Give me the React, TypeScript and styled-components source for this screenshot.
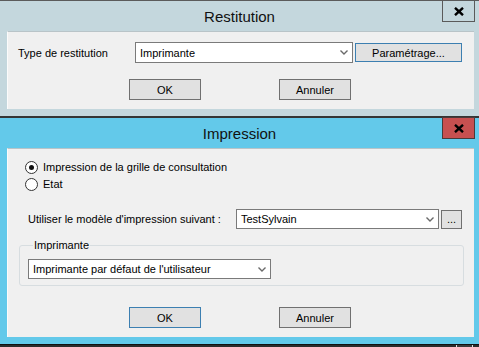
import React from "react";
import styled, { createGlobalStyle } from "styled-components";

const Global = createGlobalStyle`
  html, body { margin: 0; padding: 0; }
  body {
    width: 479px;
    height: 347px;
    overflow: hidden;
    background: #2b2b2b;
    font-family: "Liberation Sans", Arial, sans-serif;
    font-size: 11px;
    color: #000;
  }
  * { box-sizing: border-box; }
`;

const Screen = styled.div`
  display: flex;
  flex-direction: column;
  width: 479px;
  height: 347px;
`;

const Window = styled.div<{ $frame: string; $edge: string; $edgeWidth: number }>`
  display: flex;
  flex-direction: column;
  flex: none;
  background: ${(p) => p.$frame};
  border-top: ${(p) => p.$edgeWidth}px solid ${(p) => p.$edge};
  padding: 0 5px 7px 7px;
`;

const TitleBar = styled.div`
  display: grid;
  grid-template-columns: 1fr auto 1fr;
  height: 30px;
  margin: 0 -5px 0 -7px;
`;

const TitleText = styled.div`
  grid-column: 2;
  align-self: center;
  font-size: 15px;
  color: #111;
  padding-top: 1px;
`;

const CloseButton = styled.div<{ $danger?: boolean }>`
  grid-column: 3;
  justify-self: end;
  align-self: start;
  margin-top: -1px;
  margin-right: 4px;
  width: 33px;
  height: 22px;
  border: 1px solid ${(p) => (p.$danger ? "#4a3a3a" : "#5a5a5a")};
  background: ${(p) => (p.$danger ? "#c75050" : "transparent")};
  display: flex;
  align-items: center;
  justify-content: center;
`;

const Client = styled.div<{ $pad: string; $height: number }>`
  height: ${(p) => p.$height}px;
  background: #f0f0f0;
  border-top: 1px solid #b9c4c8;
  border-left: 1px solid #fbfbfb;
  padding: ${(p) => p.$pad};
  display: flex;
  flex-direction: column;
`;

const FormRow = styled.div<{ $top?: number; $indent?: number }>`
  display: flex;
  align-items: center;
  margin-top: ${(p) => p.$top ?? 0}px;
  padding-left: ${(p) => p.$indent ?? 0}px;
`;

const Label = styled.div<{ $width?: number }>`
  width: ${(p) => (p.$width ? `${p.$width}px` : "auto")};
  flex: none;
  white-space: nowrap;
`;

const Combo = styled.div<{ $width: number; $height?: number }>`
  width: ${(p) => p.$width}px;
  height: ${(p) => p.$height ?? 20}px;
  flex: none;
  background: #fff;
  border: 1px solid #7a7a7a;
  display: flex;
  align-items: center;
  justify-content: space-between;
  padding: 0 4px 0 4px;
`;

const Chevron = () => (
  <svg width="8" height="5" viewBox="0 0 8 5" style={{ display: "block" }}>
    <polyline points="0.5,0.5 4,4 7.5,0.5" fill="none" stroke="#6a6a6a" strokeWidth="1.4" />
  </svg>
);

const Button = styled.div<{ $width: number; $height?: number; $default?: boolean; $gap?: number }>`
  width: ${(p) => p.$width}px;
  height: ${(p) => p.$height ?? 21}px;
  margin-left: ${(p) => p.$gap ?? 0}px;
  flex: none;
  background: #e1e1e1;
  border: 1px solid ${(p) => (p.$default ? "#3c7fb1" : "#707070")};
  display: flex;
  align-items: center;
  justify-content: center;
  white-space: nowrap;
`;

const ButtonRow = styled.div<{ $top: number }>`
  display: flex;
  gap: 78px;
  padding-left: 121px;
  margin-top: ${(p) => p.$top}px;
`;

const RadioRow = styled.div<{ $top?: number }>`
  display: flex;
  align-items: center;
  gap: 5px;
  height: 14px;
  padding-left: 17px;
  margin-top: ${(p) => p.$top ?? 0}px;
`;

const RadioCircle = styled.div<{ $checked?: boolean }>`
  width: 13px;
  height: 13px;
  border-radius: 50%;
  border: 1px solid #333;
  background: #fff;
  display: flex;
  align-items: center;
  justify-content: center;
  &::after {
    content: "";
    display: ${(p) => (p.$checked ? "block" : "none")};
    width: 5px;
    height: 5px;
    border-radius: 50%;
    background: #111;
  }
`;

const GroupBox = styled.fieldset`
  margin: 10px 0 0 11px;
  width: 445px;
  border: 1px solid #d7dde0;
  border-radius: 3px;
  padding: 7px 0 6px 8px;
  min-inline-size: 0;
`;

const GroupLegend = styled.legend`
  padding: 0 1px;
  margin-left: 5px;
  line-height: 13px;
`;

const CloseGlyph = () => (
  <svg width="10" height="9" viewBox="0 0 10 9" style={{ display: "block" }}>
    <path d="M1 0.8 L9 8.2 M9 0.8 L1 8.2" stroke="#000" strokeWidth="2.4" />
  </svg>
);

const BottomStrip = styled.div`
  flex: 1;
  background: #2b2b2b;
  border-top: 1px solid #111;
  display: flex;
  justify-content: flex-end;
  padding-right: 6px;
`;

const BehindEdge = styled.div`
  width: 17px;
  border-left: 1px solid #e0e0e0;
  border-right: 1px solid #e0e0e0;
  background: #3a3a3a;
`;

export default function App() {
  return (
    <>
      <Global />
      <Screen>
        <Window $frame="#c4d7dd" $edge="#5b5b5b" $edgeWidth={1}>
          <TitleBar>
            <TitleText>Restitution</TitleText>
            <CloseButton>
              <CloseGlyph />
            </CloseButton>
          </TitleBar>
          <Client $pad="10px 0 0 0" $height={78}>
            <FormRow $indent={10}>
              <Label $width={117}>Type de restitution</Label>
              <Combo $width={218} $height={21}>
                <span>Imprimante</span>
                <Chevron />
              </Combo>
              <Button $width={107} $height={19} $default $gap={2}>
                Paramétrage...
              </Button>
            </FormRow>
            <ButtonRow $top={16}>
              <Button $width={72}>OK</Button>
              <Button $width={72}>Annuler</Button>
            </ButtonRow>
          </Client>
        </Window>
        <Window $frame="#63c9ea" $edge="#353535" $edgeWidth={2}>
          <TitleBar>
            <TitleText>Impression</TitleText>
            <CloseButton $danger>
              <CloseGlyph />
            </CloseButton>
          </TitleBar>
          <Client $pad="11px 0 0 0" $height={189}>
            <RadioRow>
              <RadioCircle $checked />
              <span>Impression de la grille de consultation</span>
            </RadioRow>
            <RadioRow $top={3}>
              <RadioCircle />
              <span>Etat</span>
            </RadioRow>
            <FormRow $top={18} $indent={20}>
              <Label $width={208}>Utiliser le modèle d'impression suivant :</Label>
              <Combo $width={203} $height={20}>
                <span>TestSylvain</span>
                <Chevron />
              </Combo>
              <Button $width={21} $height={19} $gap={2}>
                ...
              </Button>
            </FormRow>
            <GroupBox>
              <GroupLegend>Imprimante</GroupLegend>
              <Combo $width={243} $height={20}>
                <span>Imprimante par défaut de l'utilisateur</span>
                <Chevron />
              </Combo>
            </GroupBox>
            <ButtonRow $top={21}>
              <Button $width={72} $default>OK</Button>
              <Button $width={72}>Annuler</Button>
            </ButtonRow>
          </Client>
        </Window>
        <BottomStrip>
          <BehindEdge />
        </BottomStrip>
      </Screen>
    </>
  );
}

□ □ □ □ □ □ □

§ JOB
In this exercise, set down all of the data exactly, without the pictures.

§ WORKED ANSWER
Give me the React, TypeScript and styled-components source for this screenshot.
import React from "react";
import styled, { createGlobalStyle } from "styled-components";

const Global = createGlobalStyle`
  html, body { margin: 0; padding: 0; }
  body {
    width: 479px;
    height: 347px;
    overflow: hidden;
    background: #2b2b2b;
    font-family: "Liberation Sans", Arial, sans-serif;
    font-size: 11px;
    color: #000;
  }
  * { box-sizing: border-box; }
`;

const Screen = styled.div`
  display: flex;
  flex-direction: column;
  width: 479px;
  height: 347px;
`;

const Window = styled.div<{ $frame: string; $edge: string; $edgeWidth: number }>`
  display: flex;
  flex-direction: column;
  flex: none;
  background: ${(p) => p.$frame};
  border-top: ${(p) => p.$edgeWidth}px solid ${(p) => p.$edge};
  padding: 0 5px 7px 7px;
`;

const TitleBar = styled.div`
  display: grid;
  grid-template-columns: 1fr auto 1fr;
  height: 30px;
  margin: 0 -5px 0 -7px;
`;

const TitleText = styled.div`
  grid-column: 2;
  align-self: center;
  font-size: 15px;
  color: #111;
  padding-top: 1px;
`;

const CloseButton = styled.div<{ $danger?: boolean }>`
  grid-column: 3;
  justify-self: end;
  align-self: start;
  margin-top: -1px;
  margin-right: 4px;
  width: 33px;
  height: 22px;
  border: 1px solid ${(p) => (p.$danger ? "#4a3a3a" : "#5a5a5a")};
  background: ${(p) => (p.$danger ? "#c75050" : "transparent")};
  display: flex;
  align-items: center;
  justify-content: center;
`;

const Client = styled.div<{ $pad: string; $height: number }>`
  height: ${(p) => p.$height}px;
  background: #f0f0f0;
  border-top: 1px solid #b9c4c8;
  border-left: 1px solid #fbfbfb;
  padding: ${(p) => p.$pad};
  display: flex;
  flex-direction: column;
`;

const FormRow = styled.div<{ $top?: number; $indent?: number }>`
  display: flex;
  align-items: center;
  margin-top: ${(p) => p.$top ?? 0}px;
  padding-left: ${(p) => p.$indent ?? 0}px;
`;

const Label = styled.div<{ $width?: number }>`
  width: ${(p) => (p.$width ? `${p.$width}px` : "auto")};
  flex: none;
  white-space: nowrap;
`;

const Combo = styled.div<{ $width: number; $height?: number }>`
  width: ${(p) => p.$width}px;
  height: ${(p) => p.$height ?? 20}px;
  flex: none;
  background: #fff;
  border: 1px solid #7a7a7a;
  display: flex;
  align-items: center;
  justify-content: space-between;
  padding: 0 4px 0 4px;
`;

const Chevron = () => (
  <svg width="8" height="5" viewBox="0 0 8 5" style={{ display: "block" }}>
    <polyline points="0.5,0.5 4,4 7.5,0.5" fill="none" stroke="#6a6a6a" strokeWidth="1.4" />
  </svg>
);

const Button = styled.div<{ $width: number; $height?: number; $default?: boolean; $gap?: number }>`
  width: ${(p) => p.$width}px;
  height: ${(p) => p.$height ?? 21}px;
  margin-left: ${(p) => p.$gap ?? 0}px;
  flex: none;
  background: #e1e1e1;
  border: 1px solid ${(p) => (p.$default ? "#3c7fb1" : "#707070")};
  display: flex;
  align-items: center;
  justify-content: center;
  white-space: nowrap;
`;

const ButtonRow = styled.div<{ $top: number }>`
  display: flex;
  gap: 78px;
  padding-left: 121px;
  margin-top: ${(p) => p.$top}px;
`;

const RadioRow = styled.div<{ $top?: number }>`
  display: flex;
  align-items: center;
  gap: 5px;
  height: 14px;
  padding-left: 17px;
  margin-top: ${(p) => p.$top ?? 0}px;
`;

const RadioCircle = styled.div<{ $checked?: boolean }>`
  width: 13px;
  height: 13px;
  border-radius: 50%;
  border: 1px solid #333;
  background: #fff;
  display: flex;
  align-items: center;
  justify-content: center;
  &::after {
    content: "";
    display: ${(p) => (p.$checked ? "block" : "none")};
    width: 5px;
    height: 5px;
    border-radius: 50%;
    background: #111;
  }
`;

const GroupBox = styled.fieldset`
  margin: 10px 0 0 11px;
  width: 445px;
  border: 1px solid #d7dde0;
  border-radius: 3px;
  padding: 7px 0 6px 8px;
  min-inline-size: 0;
`;

const GroupLegend = styled.legend`
  padding: 0 1px;
  margin-left: 5px;
  line-height: 13px;
`;

const CloseGlyph = () => (
  <svg width="10" height="9" viewBox="0 0 10 9" style={{ display: "block" }}>
    <path d="M1 0.8 L9 8.2 M9 0.8 L1 8.2" stroke="#000" strokeWidth="2.4" />
  </svg>
);

const BottomStrip = styled.div`
  flex: 1;
  background: #2b2b2b;
  border-top: 1px solid #111;
  display: flex;
  justify-content: flex-end;
  padding-right: 6px;
`;

const BehindEdge = styled.div`
  width: 17px;
  border-left: 1px solid #e0e0e0;
  border-right: 1px solid #e0e0e0;
  background: #3a3a3a;
`;

export default function App() {
  return (
    <>
      <Global />
      <Screen>
        <Window $frame="#c4d7dd" $edge="#5b5b5b" $edgeWidth={1}>
          <TitleBar>
            <TitleText>Restitution</TitleText>
            <CloseButton>
              <CloseGlyph />
            </CloseButton>
          </TitleBar>
          <Client $pad="10px 0 0 0" $height={78}>
            <FormRow $indent={10}>
              <Label $width={117}>Type de restitution</Label>
              <Combo $width={218} $height={21}>
                <span>Imprimante</span>
                <Chevron />
              </Combo>
              <Button $width={107} $height={19} $default $gap={2}>
                Paramétrage...
              </Button>
            </FormRow>
            <ButtonRow $top={16}>
              <Button $width={72}>OK</Button>
              <Button $width={72}>Annuler</Button>
            </ButtonRow>
          </Client>
        </Window>
        <Window $frame="#63c9ea" $edge="#353535" $edgeWidth={2}>
          <TitleBar>
            <TitleText>Impression</TitleText>
            <CloseButton $danger>
              <CloseGlyph />
            </CloseButton>
          </TitleBar>
          <Client $pad="11px 0 0 0" $height={189}>
            <RadioRow>
              <RadioCircle $checked />
              <span>Impression de la grille de consultation</span>
            </RadioRow>
            <RadioRow $top={3}>
              <RadioCircle />
              <span>Etat</span>
            </RadioRow>
            <FormRow $top={18} $indent={20}>
              <Label $width={208}>Utiliser le modèle d'impression suivant :</Label>
              <Combo $width={203} $height={20}>
                <span>TestSylvain</span>
                <Chevron />
              </Combo>
              <Button $width={21} $height={19} $gap={2}>
                ...
              </Button>
            </FormRow>
            <GroupBox>
              <GroupLegend>Imprimante</GroupLegend>
              <Combo $width={243} $height={20}>
                <span>Imprimante par défaut de l'utilisateur</span>
                <Chevron />
              </Combo>
            </GroupBox>
            <ButtonRow $top={21}>
              <Button $width={72} $default>OK</Button>
              <Button $width={72}>Annuler</Button>
            </ButtonRow>
          </Client>
        </Window>
        <BottomStrip>
          <BehindEdge />
        </BottomStrip>
      </Screen>
    </>
  );
}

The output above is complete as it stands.